Short task » Leaving out the pictures, retype all the material exactly.

Record list »
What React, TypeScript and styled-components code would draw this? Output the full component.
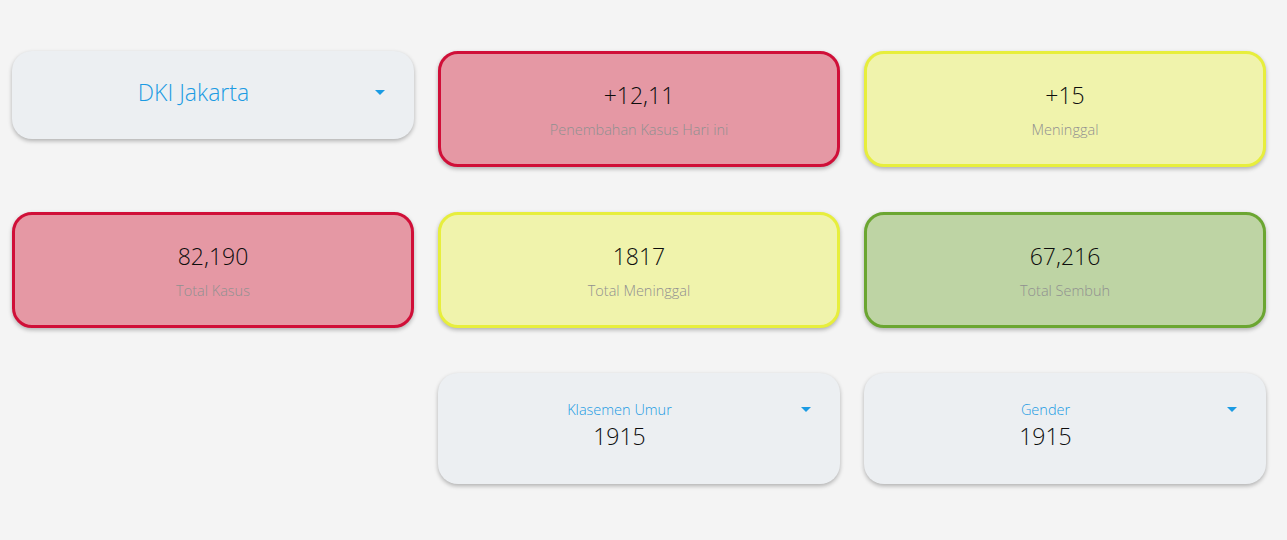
import React from "react";
import styled, { createGlobalStyle } from "styled-components";

const GlobalStyle = createGlobalStyle`
  html, body { margin: 0; padding: 0; background: #f4f4f4; }
  body { font-family: "Open Sans", "Noto Sans", sans-serif; font-weight: 300; }
`;

const Page = styled.div`
  display: grid;
  grid-template-columns: repeat(3, 402px);
  column-gap: 24px;
  row-gap: 45px;
  padding: 51px 21px 40px 12px;
  align-items: start;
`;

type Tone = "red" | "yellow" | "green";

const tones: Record<Tone, { bg: string; border: string }> = {
  red: { bg: "#e598a4", border: "#d00f38" },
  yellow: { bg: "#f0f3ac", border: "#e7ee3c" },
  green: { bg: "#bed4a4", border: "#6ba631" },
};

const StatCard = styled.div<{ $tone: Tone }>`
  box-sizing: border-box;
  height: 116px;
  border-radius: 20px;
  border: 3px solid ${(p) => tones[p.$tone].border};
  background: ${(p) => tones[p.$tone].bg};
  box-shadow: 0 2px 4px rgba(0, 0, 0, 0.28);
  display: flex;
  flex-direction: column;
  align-items: center;
  justify-content: center;
  gap: 9px;
  padding-top: 1px;
`;

const Value = styled.div`
  font-size: 23px;
  line-height: 32px;
  color: #0d0d0d;
`;

const Label = styled.div`
  font-size: 14.5px;
  line-height: 20px;
  color: #909090;
`;

const SelectCard = styled.div<{ $tall?: boolean }>`
  box-sizing: border-box;
  height: ${(p) => (p.$tall ? "111px" : "88px")};
  border-radius: 20px;
  background: #eceff2;
  box-shadow: 0 2px 4px rgba(0, 0, 0, 0.28);
  display: flex;
  align-items: ${(p) => (p.$tall ? "flex-start" : "center")};
  padding: 0 29px 0 0;
`;

const SelectContent = styled.div<{ $tall?: boolean }>`
  flex: 1;
  height: 100%;
  display: flex;
  flex-direction: column;
  align-items: center;
  justify-content: center;
  gap: ${(p) => (p.$tall ? "0" : "0")};
  padding-bottom: ${(p) => (p.$tall ? "6px" : "6px")};
  box-sizing: border-box;
`;

const Region = styled.div`
  font-size: 23px;
  line-height: 32px;
  color: #1b9be3;
`;

const SelectLabel = styled.div`
  font-size: 14.5px;
  line-height: 20px;
  color: #1b9be3;
`;

const SelectValue = styled.div`
  font-size: 23px;
  line-height: 32px;
  color: #0d0d0d;
`;

const Arrow = styled.div<{ $top?: number }>`
  width: 0;
  height: 0;
  border-left: 5.5px solid transparent;
  border-right: 5.5px solid transparent;
  border-top: 5.5px solid #1b9be3;
  margin-top: ${(p) => (p.$top ? `${p.$top}px` : "0")};
  align-self: ${(p) => (p.$top ? "flex-start" : "center")};
  position: relative;
  top: ${(p) => (p.$top ? "0" : "-3px")};
`;

const Empty = styled.div``;

function Stat({ tone, value, label }: { tone: Tone; value: string; label: string }) {
  return (
    <StatCard $tone={tone}>
      <Value>{value}</Value>
      <Label>{label}</Label>
    </StatCard>
  );
}

function Dropdown({ label, value }: { label: string; value: string }) {
  return (
    <SelectCard $tall>
      <SelectContent $tall>
        <SelectLabel>{label}</SelectLabel>
        <SelectValue>{value}</SelectValue>
      </SelectContent>
      <Arrow $top={34} />
    </SelectCard>
  );
}

export default function App() {
  return (
    <>
      <GlobalStyle />
      <Page>
        <SelectCard>
          <SelectContent>
            <Region>DKI Jakarta</Region>
          </SelectContent>
          <Arrow />
        </SelectCard>
        <Stat tone="red" value="+12,11" label="Penembahan Kasus Hari ini" />
        <Stat tone="yellow" value="+15" label="Meninggal" />
        <Stat tone="red" value="82,190" label="Total Kasus" />
        <Stat tone="yellow" value="1817" label="Total Meninggal" />
        <Stat tone="green" value="67,216" label="Total Sembuh" />
        <Empty />
        <Dropdown label="Klasemen Umur" value="1915" />
        <Dropdown label="Gender" value="1915" />
      </Page>
    </>
  );
}
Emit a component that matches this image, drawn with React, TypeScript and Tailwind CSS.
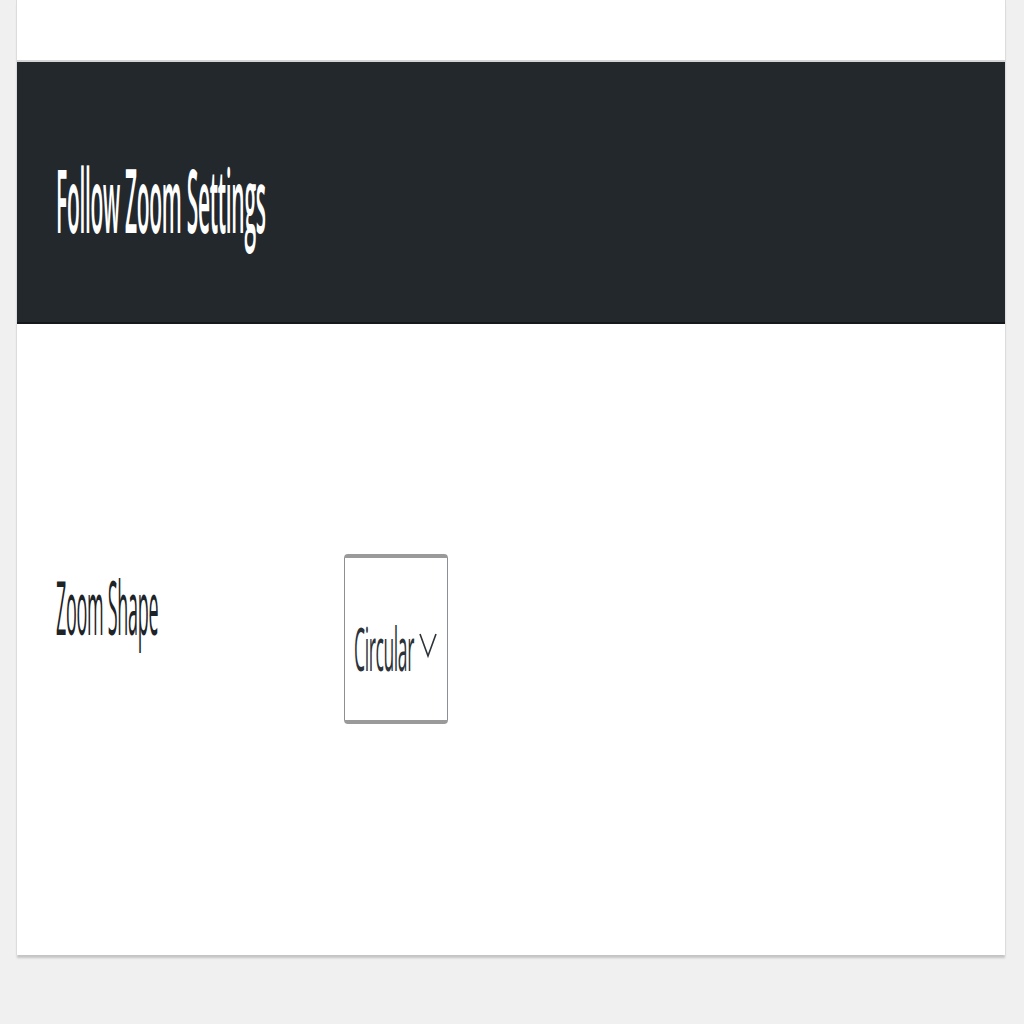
import React from "react";

export default function App() {
  return (
    <div className="min-h-[1024px] w-[1024px] bg-[#f0f0f1] font-['Open_Sans',sans-serif]">
      <div className="ml-[16px] w-[990px] bg-white border-l border-r border-[#dcdcde] shadow-[0_4px_2px_-1px_rgba(0,0,0,0.18)]">
        <div className="h-[62px] border-b-2 border-[#d5d5d5]"></div>
        <div className="h-[262px] bg-[#23282d] border-b-2 border-[#16191c] flex items-center pl-[39px] pt-[22px]">
          <span className="text-white text-[21px] font-semibold tracking-[-0.3px] inline-block scale-y-[4.2] origin-center">
            Follow Zoom Settings
          </span>
        </div>
        <div className="h-[631px] flex items-start pt-[230px]">
          <div className="w-[327px] pl-[39px] pt-[40px]">
            <span className="text-[#1d2327] text-[18px] tracking-[-0.3px] inline-block scale-y-[4.2] origin-center">
              Zoom Shape
            </span>
          </div>
          <div className="w-[104px] h-[170px] border border-[#8c8f94] border-t-[4px] border-b-[4px] border-t-[#9a9a9a] border-b-[#9a9a9a] rounded-[4px] flex items-center justify-center gap-[4px] pt-[16px]">
            <span className="text-[#2c3338] text-[17.5px] tracking-[-0.4px] inline-block scale-y-[3.4] origin-center">
              Circular
            </span>
            <svg width="20" height="30" viewBox="0 0 20 30" className="mt-[-4px]">
              <path d="M2 4 L10 26 L18 4" stroke="#2c3338" strokeWidth="1.6" fill="none" />
            </svg>
          </div>
        </div>
      </div>
    </div>
  );
}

Answer to the exercise »
What React, TypeScript and styled-components code would draw this? Output the full component.
import React from "react";
import styled, { createGlobalStyle } from "styled-components";

const GlobalStyle = createGlobalStyle`
  html, body { margin: 0; padding: 0; background: #f4f4f4; }
  body { font-family: "Open Sans", "Noto Sans", sans-serif; font-weight: 300; }
`;

const Page = styled.div`
  display: grid;
  grid-template-columns: repeat(3, 402px);
  column-gap: 24px;
  row-gap: 45px;
  padding: 51px 21px 40px 12px;
  align-items: start;
`;

type Tone = "red" | "yellow" | "green";

const tones: Record<Tone, { bg: string; border: string }> = {
  red: { bg: "#e598a4", border: "#d00f38" },
  yellow: { bg: "#f0f3ac", border: "#e7ee3c" },
  green: { bg: "#bed4a4", border: "#6ba631" },
};

const StatCard = styled.div<{ $tone: Tone }>`
  box-sizing: border-box;
  height: 116px;
  border-radius: 20px;
  border: 3px solid ${(p) => tones[p.$tone].border};
  background: ${(p) => tones[p.$tone].bg};
  box-shadow: 0 2px 4px rgba(0, 0, 0, 0.28);
  display: flex;
  flex-direction: column;
  align-items: center;
  justify-content: center;
  gap: 9px;
  padding-top: 1px;
`;

const Value = styled.div`
  font-size: 23px;
  line-height: 32px;
  color: #0d0d0d;
`;

const Label = styled.div`
  font-size: 14.5px;
  line-height: 20px;
  color: #909090;
`;

const SelectCard = styled.div<{ $tall?: boolean }>`
  box-sizing: border-box;
  height: ${(p) => (p.$tall ? "111px" : "88px")};
  border-radius: 20px;
  background: #eceff2;
  box-shadow: 0 2px 4px rgba(0, 0, 0, 0.28);
  display: flex;
  align-items: ${(p) => (p.$tall ? "flex-start" : "center")};
  padding: 0 29px 0 0;
`;

const SelectContent = styled.div<{ $tall?: boolean }>`
  flex: 1;
  height: 100%;
  display: flex;
  flex-direction: column;
  align-items: center;
  justify-content: center;
  gap: ${(p) => (p.$tall ? "0" : "0")};
  padding-bottom: ${(p) => (p.$tall ? "6px" : "6px")};
  box-sizing: border-box;
`;

const Region = styled.div`
  font-size: 23px;
  line-height: 32px;
  color: #1b9be3;
`;

const SelectLabel = styled.div`
  font-size: 14.5px;
  line-height: 20px;
  color: #1b9be3;
`;

const SelectValue = styled.div`
  font-size: 23px;
  line-height: 32px;
  color: #0d0d0d;
`;

const Arrow = styled.div<{ $top?: number }>`
  width: 0;
  height: 0;
  border-left: 5.5px solid transparent;
  border-right: 5.5px solid transparent;
  border-top: 5.5px solid #1b9be3;
  margin-top: ${(p) => (p.$top ? `${p.$top}px` : "0")};
  align-self: ${(p) => (p.$top ? "flex-start" : "center")};
  position: relative;
  top: ${(p) => (p.$top ? "0" : "-3px")};
`;

const Empty = styled.div``;

function Stat({ tone, value, label }: { tone: Tone; value: string; label: string }) {
  return (
    <StatCard $tone={tone}>
      <Value>{value}</Value>
      <Label>{label}</Label>
    </StatCard>
  );
}

function Dropdown({ label, value }: { label: string; value: string }) {
  return (
    <SelectCard $tall>
      <SelectContent $tall>
        <SelectLabel>{label}</SelectLabel>
        <SelectValue>{value}</SelectValue>
      </SelectContent>
      <Arrow $top={34} />
    </SelectCard>
  );
}

export default function App() {
  return (
    <>
      <GlobalStyle />
      <Page>
        <SelectCard>
          <SelectContent>
            <Region>DKI Jakarta</Region>
          </SelectContent>
          <Arrow />
        </SelectCard>
        <Stat tone="red" value="+12,11" label="Penembahan Kasus Hari ini" />
        <Stat tone="yellow" value="+15" label="Meninggal" />
        <Stat tone="red" value="82,190" label="Total Kasus" />
        <Stat tone="yellow" value="1817" label="Total Meninggal" />
        <Stat tone="green" value="67,216" label="Total Sembuh" />
        <Empty />
        <Dropdown label="Klasemen Umur" value="1915" />
        <Dropdown label="Gender" value="1915" />
      </Page>
    </>
  );
}
Emit a component that matches this image, drawn with React, TypeScript and Tailwind CSS.
import React from "react";

export default function App() {
  return (
    <div className="min-h-[1024px] w-[1024px] bg-[#f0f0f1] font-['Open_Sans',sans-serif]">
      <div className="ml-[16px] w-[990px] bg-white border-l border-r border-[#dcdcde] shadow-[0_4px_2px_-1px_rgba(0,0,0,0.18)]">
        <div className="h-[62px] border-b-2 border-[#d5d5d5]"></div>
        <div className="h-[262px] bg-[#23282d] border-b-2 border-[#16191c] flex items-center pl-[39px] pt-[22px]">
          <span className="text-white text-[21px] font-semibold tracking-[-0.3px] inline-block scale-y-[4.2] origin-center">
            Follow Zoom Settings
          </span>
        </div>
        <div className="h-[631px] flex items-start pt-[230px]">
          <div className="w-[327px] pl-[39px] pt-[40px]">
            <span className="text-[#1d2327] text-[18px] tracking-[-0.3px] inline-block scale-y-[4.2] origin-center">
              Zoom Shape
            </span>
          </div>
          <div className="w-[104px] h-[170px] border border-[#8c8f94] border-t-[4px] border-b-[4px] border-t-[#9a9a9a] border-b-[#9a9a9a] rounded-[4px] flex items-center justify-center gap-[4px] pt-[16px]">
            <span className="text-[#2c3338] text-[17.5px] tracking-[-0.4px] inline-block scale-y-[3.4] origin-center">
              Circular
            </span>
            <svg width="20" height="30" viewBox="0 0 20 30" className="mt-[-4px]">
              <path d="M2 4 L10 26 L18 4" stroke="#2c3338" strokeWidth="1.6" fill="none" />
            </svg>
          </div>
        </div>
      </div>
    </div>
  );
}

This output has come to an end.